Gutch's project stems from her 2019 diagnosis of ovarian cancer at age 27, which had spread to her liver and spleen. She underwent chemotherapy alongside terminally ill patients and faced an incurable recurrence during the 2020 lockdown. This inspired her earlier semi-autobiographical short 'The Forgotten C,' directed by Molly Manning Walker and nominated for a BIFA award. Gutch has since explored spiritual aspects of death, including deathbed visions, without relying on religious frameworks. The film took shape during a residency at Prospect Cottage in Dungeness, a remote coastal site once home to artist Derek Jarman, influencing its visual and thematic elements.
Donna McKevitt, a Jarman collaborator who contributed to his album 'Translucence' and film 'Blue,' is composing the score. The film is co-produced by Cat Marshall of Commonplace Films and Victoria Emslie of Primetime under Last Train Home Ltd. It has fiscal sponsorship from Breaking Through the Lens, supporting gender equality in film.
The creative team includes casting director Shaheen Baig ('Peaky Blinders: The Immortal Man'), cinematographer Nathalie Pitters (BAFTA Breakthrough 2025 honoree), production designer Lucie Red, editor Nse Asuquo, and sound designer Ines Adriana. Shoshana Ungerleider, M.D., executive producer of Oscar-nominated documentaries 'End Game' and 'Extremis,' is on board. Molinare provides post-production support, and Panavision supplies cameras.

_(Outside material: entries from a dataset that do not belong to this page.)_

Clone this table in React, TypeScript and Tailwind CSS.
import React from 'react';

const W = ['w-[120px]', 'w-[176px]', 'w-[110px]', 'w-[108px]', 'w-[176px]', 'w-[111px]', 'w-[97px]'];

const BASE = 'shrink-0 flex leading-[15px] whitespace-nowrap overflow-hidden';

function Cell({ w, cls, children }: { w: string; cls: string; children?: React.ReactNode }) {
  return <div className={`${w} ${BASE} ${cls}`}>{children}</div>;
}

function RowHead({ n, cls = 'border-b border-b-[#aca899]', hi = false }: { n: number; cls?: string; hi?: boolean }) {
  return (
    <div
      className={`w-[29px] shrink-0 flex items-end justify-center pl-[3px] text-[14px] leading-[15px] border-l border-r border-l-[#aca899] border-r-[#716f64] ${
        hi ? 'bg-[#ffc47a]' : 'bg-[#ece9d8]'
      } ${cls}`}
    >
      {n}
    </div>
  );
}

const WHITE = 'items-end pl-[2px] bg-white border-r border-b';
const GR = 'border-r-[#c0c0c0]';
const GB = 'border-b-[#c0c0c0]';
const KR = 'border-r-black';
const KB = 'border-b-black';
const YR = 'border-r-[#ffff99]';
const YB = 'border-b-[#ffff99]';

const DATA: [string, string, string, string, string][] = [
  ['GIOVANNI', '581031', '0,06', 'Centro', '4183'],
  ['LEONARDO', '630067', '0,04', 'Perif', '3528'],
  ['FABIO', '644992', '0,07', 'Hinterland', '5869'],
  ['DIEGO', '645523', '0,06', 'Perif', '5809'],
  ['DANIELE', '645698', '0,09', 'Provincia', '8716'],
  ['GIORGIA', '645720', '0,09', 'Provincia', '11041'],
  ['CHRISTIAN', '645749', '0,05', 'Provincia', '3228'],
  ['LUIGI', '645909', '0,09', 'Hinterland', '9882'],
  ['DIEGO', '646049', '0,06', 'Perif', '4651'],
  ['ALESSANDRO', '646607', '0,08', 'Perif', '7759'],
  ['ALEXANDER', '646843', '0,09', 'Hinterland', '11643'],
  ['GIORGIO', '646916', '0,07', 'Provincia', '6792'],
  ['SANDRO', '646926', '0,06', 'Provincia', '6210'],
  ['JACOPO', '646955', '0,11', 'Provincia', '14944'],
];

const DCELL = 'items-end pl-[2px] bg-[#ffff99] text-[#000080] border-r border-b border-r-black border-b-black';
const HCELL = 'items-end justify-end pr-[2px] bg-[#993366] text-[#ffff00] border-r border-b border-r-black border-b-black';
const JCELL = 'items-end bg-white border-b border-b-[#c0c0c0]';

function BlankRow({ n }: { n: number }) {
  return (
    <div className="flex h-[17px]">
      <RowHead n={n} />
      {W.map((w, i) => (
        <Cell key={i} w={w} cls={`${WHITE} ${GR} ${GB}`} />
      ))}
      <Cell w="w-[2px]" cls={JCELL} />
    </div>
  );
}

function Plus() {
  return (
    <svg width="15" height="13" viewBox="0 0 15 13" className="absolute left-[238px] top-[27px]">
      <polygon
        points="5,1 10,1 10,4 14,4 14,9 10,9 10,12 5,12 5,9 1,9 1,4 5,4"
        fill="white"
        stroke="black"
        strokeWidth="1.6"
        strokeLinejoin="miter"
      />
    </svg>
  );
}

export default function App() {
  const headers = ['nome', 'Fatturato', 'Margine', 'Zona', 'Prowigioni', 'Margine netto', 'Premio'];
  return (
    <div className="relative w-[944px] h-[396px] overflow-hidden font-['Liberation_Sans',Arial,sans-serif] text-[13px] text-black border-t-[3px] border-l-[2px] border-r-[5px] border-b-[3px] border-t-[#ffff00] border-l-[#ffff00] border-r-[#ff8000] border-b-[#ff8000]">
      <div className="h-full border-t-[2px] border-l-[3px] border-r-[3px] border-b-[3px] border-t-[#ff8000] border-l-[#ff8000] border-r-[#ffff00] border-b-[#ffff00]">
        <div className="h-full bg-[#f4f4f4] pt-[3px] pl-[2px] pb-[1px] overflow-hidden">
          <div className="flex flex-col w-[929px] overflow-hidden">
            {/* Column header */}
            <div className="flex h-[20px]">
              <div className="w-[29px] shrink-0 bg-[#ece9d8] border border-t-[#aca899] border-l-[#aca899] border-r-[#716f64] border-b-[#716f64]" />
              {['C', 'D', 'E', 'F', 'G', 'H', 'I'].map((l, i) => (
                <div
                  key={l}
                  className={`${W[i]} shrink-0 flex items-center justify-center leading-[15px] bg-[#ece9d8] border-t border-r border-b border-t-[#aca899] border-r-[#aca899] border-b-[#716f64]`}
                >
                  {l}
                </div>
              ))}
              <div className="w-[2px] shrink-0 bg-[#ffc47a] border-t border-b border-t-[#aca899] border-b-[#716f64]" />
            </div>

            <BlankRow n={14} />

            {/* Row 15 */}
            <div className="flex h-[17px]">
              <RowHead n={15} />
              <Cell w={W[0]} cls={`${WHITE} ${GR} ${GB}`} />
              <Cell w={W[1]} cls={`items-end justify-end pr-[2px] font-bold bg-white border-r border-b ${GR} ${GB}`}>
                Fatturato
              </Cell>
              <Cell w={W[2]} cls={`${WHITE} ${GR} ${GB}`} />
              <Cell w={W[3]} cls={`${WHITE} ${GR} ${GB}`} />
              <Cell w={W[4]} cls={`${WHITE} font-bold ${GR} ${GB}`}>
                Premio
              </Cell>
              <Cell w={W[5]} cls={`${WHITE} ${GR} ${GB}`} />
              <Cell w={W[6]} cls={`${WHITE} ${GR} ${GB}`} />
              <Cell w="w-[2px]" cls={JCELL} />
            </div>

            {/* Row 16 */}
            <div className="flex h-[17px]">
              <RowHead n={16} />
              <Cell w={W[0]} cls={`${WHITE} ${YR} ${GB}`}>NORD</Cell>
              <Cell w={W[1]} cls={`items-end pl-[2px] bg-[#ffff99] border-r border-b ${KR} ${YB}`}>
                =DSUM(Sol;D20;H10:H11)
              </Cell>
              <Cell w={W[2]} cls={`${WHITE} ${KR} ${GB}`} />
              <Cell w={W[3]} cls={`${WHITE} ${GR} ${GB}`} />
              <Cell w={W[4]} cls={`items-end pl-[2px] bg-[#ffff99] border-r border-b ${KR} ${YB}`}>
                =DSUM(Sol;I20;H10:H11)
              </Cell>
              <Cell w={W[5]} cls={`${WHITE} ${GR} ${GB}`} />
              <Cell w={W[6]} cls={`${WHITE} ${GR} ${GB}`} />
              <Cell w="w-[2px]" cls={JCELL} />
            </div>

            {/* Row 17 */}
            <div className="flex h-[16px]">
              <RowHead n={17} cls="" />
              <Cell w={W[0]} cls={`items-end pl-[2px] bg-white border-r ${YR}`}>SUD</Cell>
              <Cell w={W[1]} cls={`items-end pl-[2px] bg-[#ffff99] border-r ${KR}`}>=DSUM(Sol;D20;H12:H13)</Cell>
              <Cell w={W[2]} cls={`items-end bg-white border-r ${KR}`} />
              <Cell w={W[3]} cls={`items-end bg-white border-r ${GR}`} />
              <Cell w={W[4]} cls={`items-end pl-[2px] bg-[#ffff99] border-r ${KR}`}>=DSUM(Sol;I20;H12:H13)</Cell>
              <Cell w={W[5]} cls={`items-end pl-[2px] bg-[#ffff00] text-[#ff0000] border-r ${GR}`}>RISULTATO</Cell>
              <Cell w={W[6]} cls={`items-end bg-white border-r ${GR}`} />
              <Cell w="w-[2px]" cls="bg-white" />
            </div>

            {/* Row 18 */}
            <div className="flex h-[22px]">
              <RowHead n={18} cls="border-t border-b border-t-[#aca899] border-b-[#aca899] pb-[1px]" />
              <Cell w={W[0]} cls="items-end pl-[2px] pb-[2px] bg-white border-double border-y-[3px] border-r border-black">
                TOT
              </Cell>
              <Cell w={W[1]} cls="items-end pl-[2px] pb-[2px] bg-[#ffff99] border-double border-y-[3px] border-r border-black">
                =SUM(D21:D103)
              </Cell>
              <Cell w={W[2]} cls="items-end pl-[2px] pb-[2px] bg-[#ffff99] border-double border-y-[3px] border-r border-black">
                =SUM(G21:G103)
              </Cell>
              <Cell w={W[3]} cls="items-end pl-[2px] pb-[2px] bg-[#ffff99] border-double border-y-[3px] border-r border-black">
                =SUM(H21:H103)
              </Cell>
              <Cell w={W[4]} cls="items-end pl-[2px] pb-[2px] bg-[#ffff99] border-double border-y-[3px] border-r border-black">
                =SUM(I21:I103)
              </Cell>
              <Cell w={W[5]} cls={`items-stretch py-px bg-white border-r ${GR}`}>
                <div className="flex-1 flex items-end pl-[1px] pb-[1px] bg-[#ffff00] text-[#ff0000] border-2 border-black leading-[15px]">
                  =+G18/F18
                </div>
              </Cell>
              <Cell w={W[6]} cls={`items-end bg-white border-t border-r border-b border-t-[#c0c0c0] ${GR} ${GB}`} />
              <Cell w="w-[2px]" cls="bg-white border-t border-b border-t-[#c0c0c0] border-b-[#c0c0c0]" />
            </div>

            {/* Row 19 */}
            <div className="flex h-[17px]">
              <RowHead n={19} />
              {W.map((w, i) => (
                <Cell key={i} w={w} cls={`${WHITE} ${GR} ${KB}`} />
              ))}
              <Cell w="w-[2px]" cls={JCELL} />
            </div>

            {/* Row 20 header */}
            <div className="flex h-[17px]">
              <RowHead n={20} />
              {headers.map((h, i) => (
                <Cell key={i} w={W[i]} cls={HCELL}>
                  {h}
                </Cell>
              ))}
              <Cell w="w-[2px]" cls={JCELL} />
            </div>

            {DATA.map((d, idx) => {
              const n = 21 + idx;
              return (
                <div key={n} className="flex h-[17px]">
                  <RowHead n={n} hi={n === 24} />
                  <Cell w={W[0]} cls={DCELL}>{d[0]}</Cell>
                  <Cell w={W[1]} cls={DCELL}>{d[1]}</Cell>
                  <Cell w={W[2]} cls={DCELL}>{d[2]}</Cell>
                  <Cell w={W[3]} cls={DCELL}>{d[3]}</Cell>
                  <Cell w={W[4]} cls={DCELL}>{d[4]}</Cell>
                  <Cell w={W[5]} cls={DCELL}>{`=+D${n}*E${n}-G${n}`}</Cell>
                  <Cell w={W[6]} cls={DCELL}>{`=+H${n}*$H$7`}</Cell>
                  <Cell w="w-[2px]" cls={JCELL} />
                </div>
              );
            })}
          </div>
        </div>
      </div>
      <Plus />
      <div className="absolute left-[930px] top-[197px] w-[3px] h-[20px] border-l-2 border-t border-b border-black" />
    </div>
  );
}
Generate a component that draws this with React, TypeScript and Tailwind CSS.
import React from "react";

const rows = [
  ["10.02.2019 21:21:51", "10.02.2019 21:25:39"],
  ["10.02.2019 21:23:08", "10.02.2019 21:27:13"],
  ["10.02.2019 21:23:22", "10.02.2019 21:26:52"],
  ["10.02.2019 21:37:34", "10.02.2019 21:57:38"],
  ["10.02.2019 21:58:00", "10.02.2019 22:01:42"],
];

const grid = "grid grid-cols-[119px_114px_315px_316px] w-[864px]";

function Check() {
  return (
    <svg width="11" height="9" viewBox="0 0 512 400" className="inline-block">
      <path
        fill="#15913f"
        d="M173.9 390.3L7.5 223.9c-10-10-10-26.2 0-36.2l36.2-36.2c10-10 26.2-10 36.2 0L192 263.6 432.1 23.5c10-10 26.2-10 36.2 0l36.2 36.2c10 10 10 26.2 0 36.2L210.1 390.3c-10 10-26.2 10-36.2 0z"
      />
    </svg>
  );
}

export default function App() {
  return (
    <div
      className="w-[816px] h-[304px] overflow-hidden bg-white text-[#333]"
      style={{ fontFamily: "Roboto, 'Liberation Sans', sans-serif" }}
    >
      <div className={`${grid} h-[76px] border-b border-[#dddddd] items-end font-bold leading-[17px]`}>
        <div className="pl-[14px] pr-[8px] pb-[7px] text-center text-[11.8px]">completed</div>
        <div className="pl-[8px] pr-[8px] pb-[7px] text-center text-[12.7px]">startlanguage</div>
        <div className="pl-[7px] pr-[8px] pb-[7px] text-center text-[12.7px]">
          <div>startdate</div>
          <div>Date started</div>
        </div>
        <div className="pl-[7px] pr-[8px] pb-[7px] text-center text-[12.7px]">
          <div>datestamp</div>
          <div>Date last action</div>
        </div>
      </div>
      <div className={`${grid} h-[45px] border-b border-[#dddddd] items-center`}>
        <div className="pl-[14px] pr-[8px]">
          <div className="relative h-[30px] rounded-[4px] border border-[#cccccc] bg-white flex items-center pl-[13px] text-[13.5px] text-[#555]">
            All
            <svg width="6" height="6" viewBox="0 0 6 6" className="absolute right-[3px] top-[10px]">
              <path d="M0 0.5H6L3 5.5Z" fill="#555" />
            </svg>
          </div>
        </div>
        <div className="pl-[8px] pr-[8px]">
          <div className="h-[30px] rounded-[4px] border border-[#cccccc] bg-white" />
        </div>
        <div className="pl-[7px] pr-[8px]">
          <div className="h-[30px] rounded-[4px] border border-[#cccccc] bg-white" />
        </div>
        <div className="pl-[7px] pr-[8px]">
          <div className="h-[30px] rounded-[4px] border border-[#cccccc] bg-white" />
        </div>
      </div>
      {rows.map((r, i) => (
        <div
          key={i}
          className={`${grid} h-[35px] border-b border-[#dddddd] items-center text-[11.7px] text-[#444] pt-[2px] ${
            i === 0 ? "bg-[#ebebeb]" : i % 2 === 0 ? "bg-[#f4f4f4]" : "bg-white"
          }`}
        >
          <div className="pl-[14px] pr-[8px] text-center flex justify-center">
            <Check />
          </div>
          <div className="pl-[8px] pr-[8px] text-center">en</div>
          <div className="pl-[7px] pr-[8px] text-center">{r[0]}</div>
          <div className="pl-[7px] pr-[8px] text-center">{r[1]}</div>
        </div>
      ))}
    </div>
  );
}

To address industry challenges, the production commits to 7+1 hour shoot days and End of Life Doula U.K. support for cast and crew, responding to mental health pressures noted in a Film & TV Charity survey. Gutch stated, 'Cinema almost entirely avoids the dying process, reducing it to a final gasp or an act of bloody violence. But death is layered, messy, frightening, beautiful and often profoundly connective. This film exists because I’ve lived inside that space, and because so few stories allow us to stay there.' Emslie added, ''Last Train Home' is not just a film, it is an invitation into the freedom that comes from remembering how to live through accepting one’s mortality.' Marshall noted the project's aim to challenge perceptions of death and industry norms. Ungerleider said, 'Projects like 'Last Train Home' open a space we rarely allow ourselves to enter,' inviting curiosity and humanity toward dying.
Breaking Through the Lens CEO Daphne Schmon called it 'brave, values-led filmmaking' with Gutch's 'rare tenderness and honesty.' The film follows Gutch's documentary 'Blue Has No Borders,' which premiered at Sheffield DocFest 2025, and her developing feature 'My Cells Are Trying to Kill Me' with the BFI. It won The Pitch Fund’s Best Drama Prize and was a finalist in other funds.